The planned $30 billion merger between the London Stock Exchange and Deutsche Boerse is one notable deal that could be affected, Coffee said, as shareholders vote to approve it next month.
Colin Scagell, partner at international law firm Mayer Brown, acknowledged a likely slowdown in capital markets but said London offices have plenty on their plates, forming back-up plans for large companies.
"I expect that on Friday morning, if it is a vote to leave, our clients will say to us corporate lawyers, 'OK, let's make contingency plan,'" said Scagell, partner in the corporate finance and securities practice. "One of the first things we'd be doing is asking clients if they needed help to determine if they rely heavily on the free movement of goods and services throughout the EU."
Scagell said a leave vote is just step one in figuring out what an exit would mean for London-based corporations.
"If there is a Brexit vote, then there is a long period of transition for companies," he said. "Until the exit terms are settled down, we're still in a period of uncertainty."
The uncertainty would last throughout the massive transitional period, he said, when big businesses and banks would watch how the U.K. actually extricates itself. Until the conditions are hashed out in Parliament, he said, lawyers are limited in what they can do.
"We'll be swamped with questions. I don't think we'll have all the answers straight away, but we'll certainly be ramping up the contingency plans," Scagell said.
One strategy is pivoting to Ireland.

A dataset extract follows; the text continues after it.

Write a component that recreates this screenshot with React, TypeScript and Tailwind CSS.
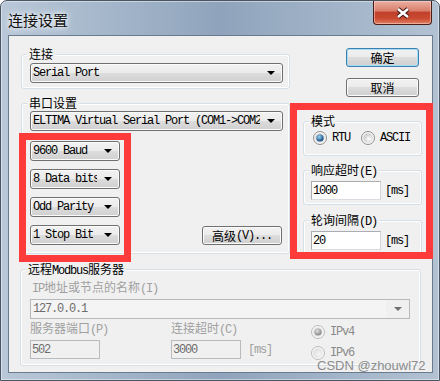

Some insurance companies Scagell advises are considering adding Irish-registered carriers to handle business in continental Europe while London is sorting out the Brexit terms.
Irish lawyers, meanwhile, have been phoning Mayer Brown to offer their services, Scagell said, advocating for Dublin to be the next hub for the European Union in the event of a Brexit,
"I've had a lot of Irish lawyers on the phone to me saying 'We're your guy,'" Scagell said. "When your client wants to make contingency plans on how they continue to do business in the EU, come to Dublin."